**What the task requires:** For each line of the data below that holds "index", copy the line.

**Source data:**
──────

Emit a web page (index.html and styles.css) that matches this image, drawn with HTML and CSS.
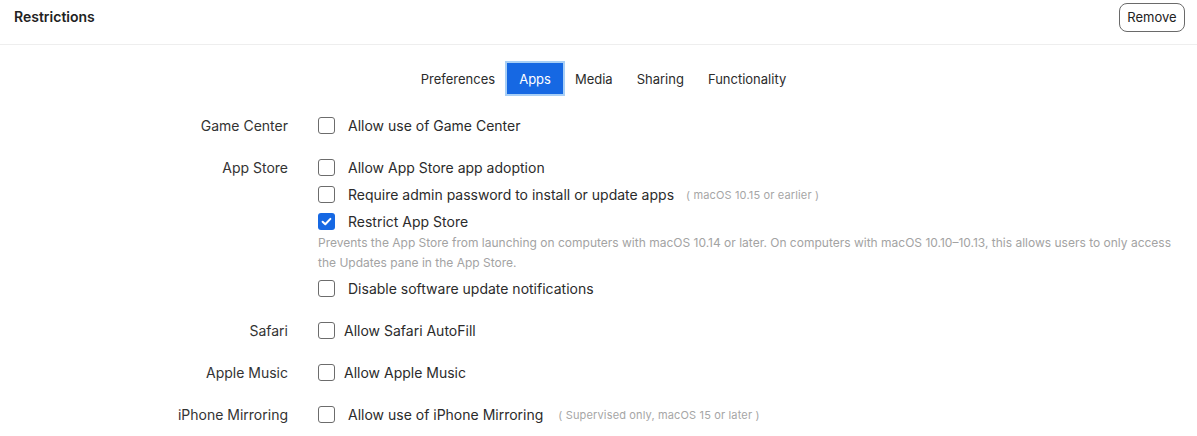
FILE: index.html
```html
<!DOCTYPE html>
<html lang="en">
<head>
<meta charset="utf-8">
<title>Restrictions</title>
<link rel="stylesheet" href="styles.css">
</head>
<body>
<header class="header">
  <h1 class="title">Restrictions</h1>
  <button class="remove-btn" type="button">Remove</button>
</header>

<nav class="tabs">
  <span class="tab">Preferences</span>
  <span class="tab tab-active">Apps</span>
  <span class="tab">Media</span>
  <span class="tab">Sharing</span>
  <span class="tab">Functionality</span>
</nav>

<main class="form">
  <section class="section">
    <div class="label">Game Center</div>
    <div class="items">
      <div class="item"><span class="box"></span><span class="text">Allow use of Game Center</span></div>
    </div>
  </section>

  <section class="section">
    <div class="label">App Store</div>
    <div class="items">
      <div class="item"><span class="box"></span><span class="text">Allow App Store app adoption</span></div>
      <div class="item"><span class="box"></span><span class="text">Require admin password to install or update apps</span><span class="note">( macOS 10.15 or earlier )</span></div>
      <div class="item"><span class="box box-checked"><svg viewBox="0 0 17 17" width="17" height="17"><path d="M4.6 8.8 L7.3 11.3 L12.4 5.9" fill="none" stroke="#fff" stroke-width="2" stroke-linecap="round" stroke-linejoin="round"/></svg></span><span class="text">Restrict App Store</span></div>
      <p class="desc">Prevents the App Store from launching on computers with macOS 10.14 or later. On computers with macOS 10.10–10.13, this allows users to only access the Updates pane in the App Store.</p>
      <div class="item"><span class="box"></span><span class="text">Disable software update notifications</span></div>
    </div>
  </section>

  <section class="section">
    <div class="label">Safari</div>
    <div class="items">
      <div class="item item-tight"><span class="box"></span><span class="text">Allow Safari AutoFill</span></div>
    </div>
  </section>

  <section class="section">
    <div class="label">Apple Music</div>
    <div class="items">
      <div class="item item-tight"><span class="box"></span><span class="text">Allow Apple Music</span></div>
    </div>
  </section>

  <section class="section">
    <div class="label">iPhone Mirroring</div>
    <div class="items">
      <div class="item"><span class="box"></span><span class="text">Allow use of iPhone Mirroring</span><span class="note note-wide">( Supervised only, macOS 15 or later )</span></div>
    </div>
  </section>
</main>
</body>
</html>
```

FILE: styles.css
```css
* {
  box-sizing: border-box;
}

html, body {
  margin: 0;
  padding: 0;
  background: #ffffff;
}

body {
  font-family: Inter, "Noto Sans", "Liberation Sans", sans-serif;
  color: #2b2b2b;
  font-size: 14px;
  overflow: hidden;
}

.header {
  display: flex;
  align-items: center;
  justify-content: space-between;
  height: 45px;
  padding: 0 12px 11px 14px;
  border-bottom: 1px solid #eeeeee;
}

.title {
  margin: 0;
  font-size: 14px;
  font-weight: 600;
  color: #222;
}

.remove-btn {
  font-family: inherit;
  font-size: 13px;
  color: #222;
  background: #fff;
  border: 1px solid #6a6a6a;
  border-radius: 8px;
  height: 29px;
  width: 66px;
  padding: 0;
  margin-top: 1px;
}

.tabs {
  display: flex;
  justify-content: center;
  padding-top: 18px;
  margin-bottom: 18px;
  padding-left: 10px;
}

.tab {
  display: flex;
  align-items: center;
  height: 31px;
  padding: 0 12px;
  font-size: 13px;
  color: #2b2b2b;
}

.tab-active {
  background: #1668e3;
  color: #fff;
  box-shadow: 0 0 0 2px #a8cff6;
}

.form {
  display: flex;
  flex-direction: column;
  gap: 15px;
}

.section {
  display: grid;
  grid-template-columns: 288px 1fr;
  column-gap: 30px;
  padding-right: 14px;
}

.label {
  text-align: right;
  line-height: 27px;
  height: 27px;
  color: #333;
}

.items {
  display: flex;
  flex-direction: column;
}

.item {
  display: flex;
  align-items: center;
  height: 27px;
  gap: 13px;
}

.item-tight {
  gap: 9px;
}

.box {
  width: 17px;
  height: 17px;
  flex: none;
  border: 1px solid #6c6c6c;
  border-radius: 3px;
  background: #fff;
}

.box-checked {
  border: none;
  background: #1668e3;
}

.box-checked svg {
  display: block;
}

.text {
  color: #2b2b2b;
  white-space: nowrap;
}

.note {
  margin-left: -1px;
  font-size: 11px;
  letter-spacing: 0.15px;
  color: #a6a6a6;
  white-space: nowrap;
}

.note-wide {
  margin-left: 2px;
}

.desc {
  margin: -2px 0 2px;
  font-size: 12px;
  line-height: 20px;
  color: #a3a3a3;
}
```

──────

**Expected output:**
Emit a web page (index.html and styles.css) that matches this image, drawn with HTML and CSS.
FILE: index.html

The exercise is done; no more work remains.